New York’s crowd, which the latest, greatest alt rock trio getting ready to spend four days with (from June 14-17), is one that strikes a chord just as strongly – if not stronger – than most. The Aquarian dove into the topic of different audiences harnessing different vibes, which remains true, but as a publication partial to the tri-state, it was imperative we dive into their own threeway connection to the Big Apple. New York and New Jersey, if we’re being specific, loves Wallows an ungodly amount and anybody reading this who attends at least five minutes of their four date NYC residency will feel the energy reverberating deep in their bones.
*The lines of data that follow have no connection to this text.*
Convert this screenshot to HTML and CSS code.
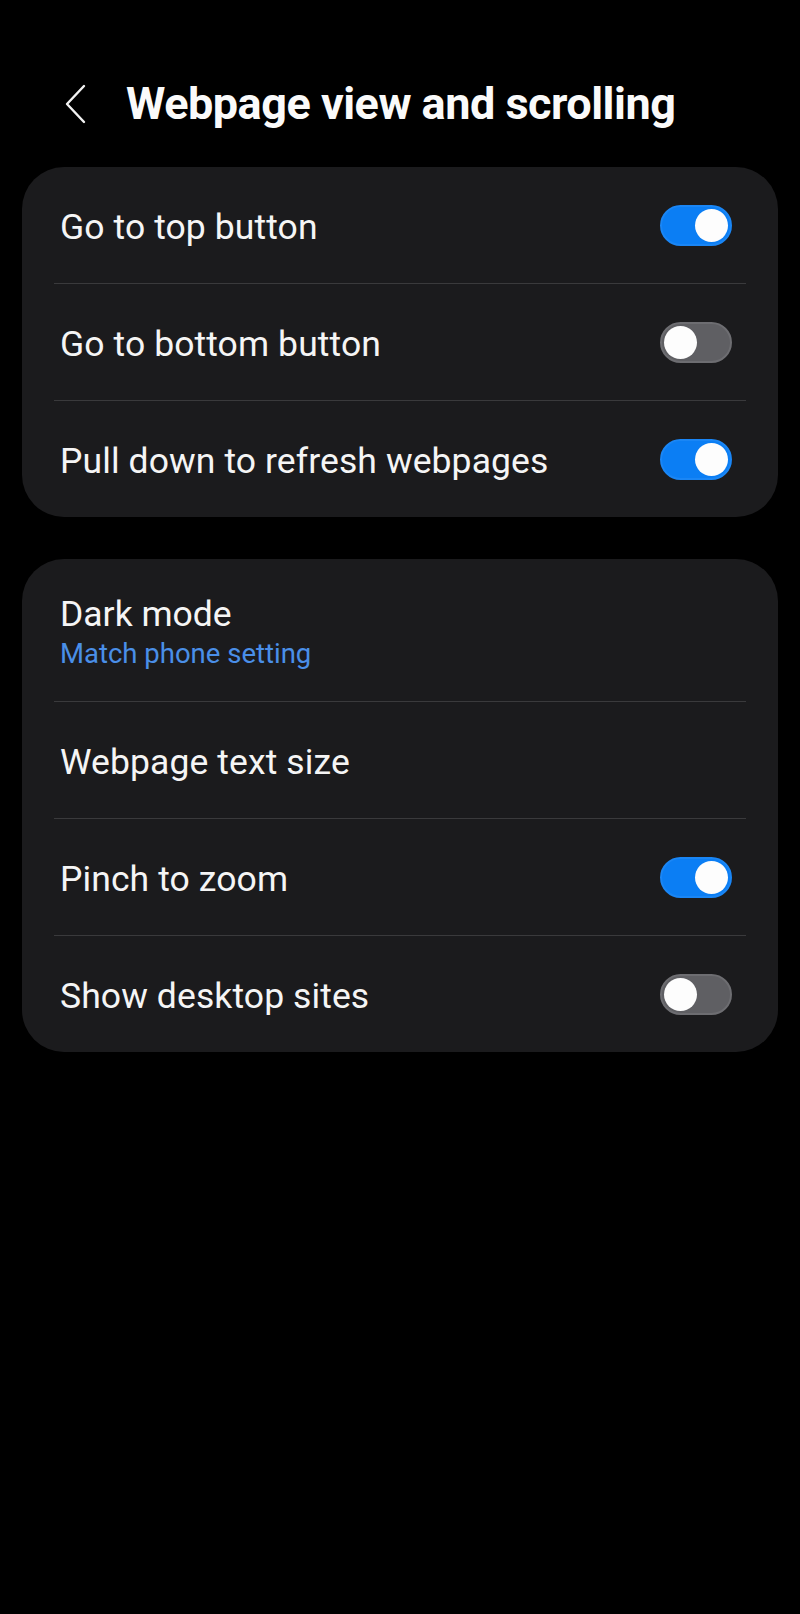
FILE: index.html
```html
<!DOCTYPE html>
<html>

<head>
    <meta charset="UTF-8">
    <meta name="viewport" content="width=device-width, initial-scale=1.0">
    <title>Webpage view and scrolling</title>
    <link rel="stylesheet" href="styles.css">
</head>

<body>
    <div class="header">
        <svg class="back-icon" width="22" height="40" viewBox="0 0 22 40">
            <path d="M20 2 L3 20 L20 38" fill="none" stroke="#f2f2f2" stroke-width="2.4" stroke-linecap="round" stroke-linejoin="round" />
        </svg>
        <h1>Webpage view and scrolling</h1>
    </div>

    <div class="card">
        <div class="row">
            <span class="label">Go to top button</span>
            <span class="switch on"></span>
        </div>
        <div class="row">
            <span class="label">Go to bottom button</span>
            <span class="switch"></span>
        </div>
        <div class="row">
            <span class="label">Pull down to refresh webpages</span>
            <span class="switch on"></span>
        </div>
    </div>

    <div class="card">
        <div class="row tall">
            <div>
                <div class="label">Dark mode</div>
                <div class="sub">Match phone setting</div>
            </div>
        </div>
        <div class="row">
            <span class="label">Webpage text size</span>
        </div>
        <div class="row">
            <span class="label">Pinch to zoom</span>
            <span class="switch on"></span>
        </div>
        <div class="row">
            <span class="label">Show desktop sites</span>
            <span class="switch"></span>
        </div>
    </div>
</body>

</html>
```

FILE: styles.css
```css
body {
    font-family: Roboto, "Noto Sans", sans-serif;
    background-color: #000;
    color: #f5f5f5;
    margin: 0;
    padding: 0 22px;
    height: 1614px;
}

.header {
    display: flex;
    align-items: center;
    height: 167px;
    padding: 40px 0 0 42px;
    box-sizing: border-box;
}

.back-icon {
    display: block;
}

h1 {
    font-size: 45px;
    font-weight: 700;
    margin: 0 0 0 40px;
    color: #fafafa;
    letter-spacing: -0.5px;
    line-height: 1.2;
}

.card {
    background-color: #1b1b1d;
    border-radius: 42px;
    margin-bottom: 42px;
    overflow: hidden;
}

.row {
    display: flex;
    align-items: center;
    justify-content: space-between;
    height: 116px;
    margin: 0 32px;
    padding: 0 14px 0 6px;
    border-bottom: 1px solid #3a3a3c;
}

.row:last-child {
    border-bottom: none;
}

.row.tall {
    height: 142px;
}

.label {
    font-size: 35.5px;
    color: #f5f5f5;
    padding-top: 3px;
}

.row > .label {
    letter-spacing: 0.1px;
}

.sub {
    font-size: 27.5px;
    color: #4a8fe8;
    margin-top: 2px;
}

.switch {
    position: relative;
    width: 72px;
    height: 41px;
    border-radius: 21px;
    background-color: #5f5f63;
    box-sizing: border-box;
    border: 2px solid #6d6d71;
    flex-shrink: 0;
}

.switch::after {
    content: "";
    position: absolute;
    top: 2px;
    left: 2px;
    width: 33px;
    height: 33px;
    border-radius: 50%;
    background-color: #fdfdfd;
}

.switch.on {
    background-color: #0b7ef4;
    border-color: #1a86f5;
}

.switch.on::after {
    left: auto;
    right: 2px;
}
```
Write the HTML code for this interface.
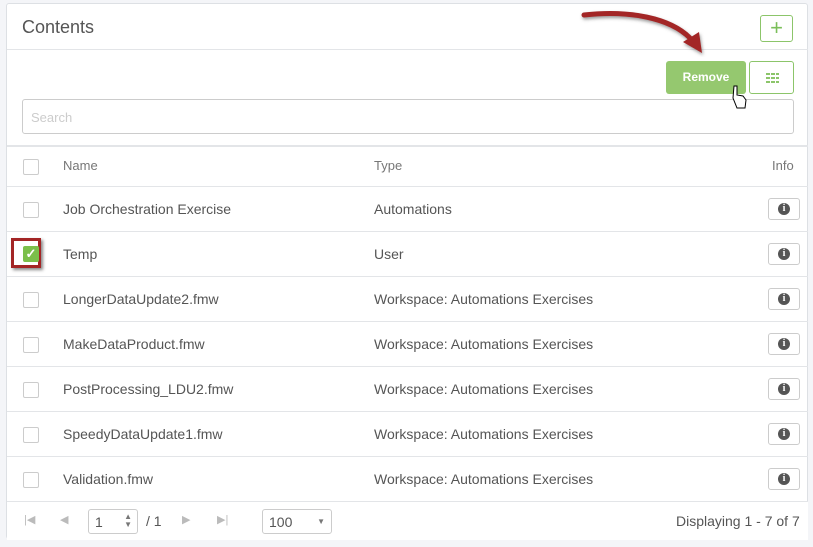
<!DOCTYPE html>
<html><head><style>
body{margin:0;width:813px;height:547px;background:#f4f5f8;font-family:"Liberation Sans",sans-serif;position:relative;overflow:hidden}
.panel{position:absolute;left:6px;top:3px;width:802px;height:536px;background:#fff;border:1px solid #dde0e4;border-radius:3px;box-sizing:border-box}
.a{position:absolute}
.t{color:#555;font-size:14px}
.cb{position:absolute;left:16px;width:14px;height:14px;border:1px solid #ccc;border-radius:2px;background:#fff}
.row{position:absolute;left:0;width:801px;height:45px;border-top:1px solid #e3e5e8}
.info{position:absolute;left:761px;top:11px;width:32px;height:22px;border:1px solid #ccc;border-radius:3px;box-sizing:border-box;background:#fff}
.info i{position:absolute;left:9px;top:4px;width:12px;height:12px;border-radius:50%;background:#555;color:#fff;font-size:10px;font-weight:bold;font-style:normal;text-align:center;line-height:12px;font-family:"Liberation Serif",serif}
</style></head><body>
<div class="panel">
<div class="a" style="left:15px;top:13px;font-size:18px;color:#555">Contents</div>
<div class="a" style="left:753px;top:11px;width:33px;height:27px;border:1px solid #8cc56a;border-radius:3px;box-sizing:border-box;color:#7bbf5a;font-size:22px;text-align:center;line-height:24px">+</div>
<div class="a" style="left:0;top:45px;width:801px;border-top:1px solid #e3e5e8"></div>
<div class="a" style="left:659px;top:57px;width:80px;height:33px;background:#95c86f;border-radius:3px;color:#fff;font-weight:bold;font-size:12px;text-align:center;line-height:33px">Remove</div>
<div class="a" style="left:742px;top:57px;width:45px;height:33px;border:1px solid #8cc56a;border-radius:3px;box-sizing:border-box"><svg width="43" height="31"><g fill="#8cc56a"><rect x="16" y="11" width="4" height="2"/><rect x="21" y="11" width="4" height="2"/><rect x="16" y="15" width="4" height="2"/><rect x="21" y="15" width="4" height="2"/><rect x="16" y="19" width="4" height="2"/><rect x="21" y="19" width="4" height="2"/><rect x="26" y="11" width="3" height="2"/><rect x="26" y="15" width="3" height="2"/><rect x="26" y="19" width="3" height="2"/></g></svg></div>
<div class="a" style="left:15px;top:95px;width:772px;height:35px;border:1px solid #ccc;border-radius:3px;box-sizing:border-box;color:#ccc;font-size:13px;padding:10px 8px">Search</div>
<div class="a" style="left:0;top:141px;width:801px;border-top:2px solid #e3e5e8"></div>
<div class="cb" style="top:155px"></div>
<div class="a t" style="left:56px;top:154px;color:#777;font-size:13px">Name</div>
<div class="a t" style="left:367px;top:154px;color:#777;font-size:13px">Type</div>
<div class="a t" style="left:765px;top:154px;color:#777;font-size:13px">Info</div>

<div class="row" style="top:182px"><div class="cb" style="top:15px"></div><div class="a t" style="left:56px;top:14px">Job Orchestration Exercise</div><div class="a t" style="left:367px;top:14px">Automations</div><div class="info"><i>i</i></div></div>
<div class="row" style="top:227px"><div class="a" style="left:4px;top:6px;width:30px;height:30px;border:3px solid #a32525;box-sizing:border-box;box-shadow:2px 2px 3px #888"></div><div class="a" style="left:16px;top:14px;width:16px;height:16px;background:#7bbf4a;border-radius:2px;color:#fff;font-size:13px;text-align:center;line-height:16px;font-weight:bold">✓</div><div class="a t" style="left:56px;top:14px">Temp</div><div class="a t" style="left:367px;top:14px">User</div><div class="info"><i>i</i></div></div>
<div class="row" style="top:272px"><div class="cb" style="top:15px"></div><div class="a t" style="left:56px;top:14px">LongerDataUpdate2.fmw</div><div class="a t" style="left:367px;top:14px">Workspace: Automations Exercises</div><div class="info"><i>i</i></div></div>
<div class="row" style="top:317px"><div class="cb" style="top:15px"></div><div class="a t" style="left:56px;top:14px">MakeDataProduct.fmw</div><div class="a t" style="left:367px;top:14px">Workspace: Automations Exercises</div><div class="info"><i>i</i></div></div>
<div class="row" style="top:362px"><div class="cb" style="top:15px"></div><div class="a t" style="left:56px;top:14px">PostProcessing_LDU2.fmw</div><div class="a t" style="left:367px;top:14px">Workspace: Automations Exercises</div><div class="info"><i>i</i></div></div>
<div class="row" style="top:407px"><div class="cb" style="top:15px"></div><div class="a t" style="left:56px;top:14px">SpeedyDataUpdate1.fmw</div><div class="a t" style="left:367px;top:14px">Workspace: Automations Exercises</div><div class="info"><i>i</i></div></div>
<div class="row" style="top:452px"><div class="cb" style="top:15px"></div><div class="a t" style="left:56px;top:14px">Validation.fmw</div><div class="a t" style="left:367px;top:14px">Workspace: Automations Exercises</div><div class="info"><i>i</i></div></div>
<div class="row" style="top:497px;height:38px;background:#fff">
<div class="a" style="left:17px;top:11px;color:#bbb;font-size:11px">|◀</div>
<div class="a" style="left:53px;top:11px;color:#bbb;font-size:11px">◀</div>
<div class="a" style="left:81px;top:7px;width:50px;height:25px;border:1px solid #ccc;border-radius:3px;box-sizing:border-box;font-size:14px;color:#555;padding:4px 6px">1<span style="position:absolute;right:5px;top:3px;font-size:8px;line-height:8px;color:#777">▲<br>▼</span></div>
<div class="a t" style="left:139px;top:11px">/ 1</div>
<div class="a" style="left:175px;top:11px;color:#bbb;font-size:11px">▶</div>
<div class="a" style="left:210px;top:11px;color:#bbb;font-size:11px">▶|</div>
<div class="a" style="left:255px;top:7px;width:70px;height:25px;border:1px solid #ccc;border-radius:3px;box-sizing:border-box;font-size:14px;color:#555;padding:4px 6px">100<span style="position:absolute;right:6px;top:7px;font-size:8px;color:#777">▼</span></div>
<div class="a t" style="left:669px;top:11px">Displaying 1 - 7 of 7</div>
</div>
</div>
<svg class="a" style="left:0;top:0" width="813" height="547">
<defs><filter id="s"><feDropShadow dx="1" dy="2" stdDeviation="1.5" flood-color="#555" flood-opacity="0.6"/></filter></defs>
<g filter="url(#s)">
<path d="M584 15 C630 10 670 18 690 38" stroke="#a32525" stroke-width="5" fill="none" stroke-linecap="round"/>
<path d="M683 42 L702 53 L699 32 Z" fill="#a32525"/>
</g>
<path d="M734 86 L737 86 L737 95 L743 96 L746 100 L745 108 L737 108 L733 98 Z" fill="#fff" stroke="#000" stroke-width="1"/>
</svg>
</body></html>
Time and time again the “I Don’t Want To Talk” band take over the city and turn it inside out almost as if it was a hometown show – there is that level of excitement here. A few months ago they struck up an event at Rough Trade and Music Hall of Williamsburg. It was so lit up with light, love, and genuine joy for everyone experiencing that moment, their music.

“That was so cool,” Braeden Lemasters says almost bashfully about their Northeast album release excitement. “New York is definitely like a second home to us at this point. Besides LA, because as a band that is definitely our city, New York we have been to the most and spend the most time in besides [LA]. The fact that we are able to sell tickets to that many people there, it just shows what has really changed over time.”

“I feel like it used to be that LA was clearly the city where we sell the most tickets and the fastest because it is like our hometown. New York has really proven to show up now, especially on this run. Four nights at Terminal 5 is insane to us. We’re very appreciative of our New York fans and it does feel like a second home now in that way. We do feel that sense of community around us and with us there. It’s really, really cool and we are honored that they feel the same way. It’s really cool to hear that they’ve sort of taken us on. I love it.”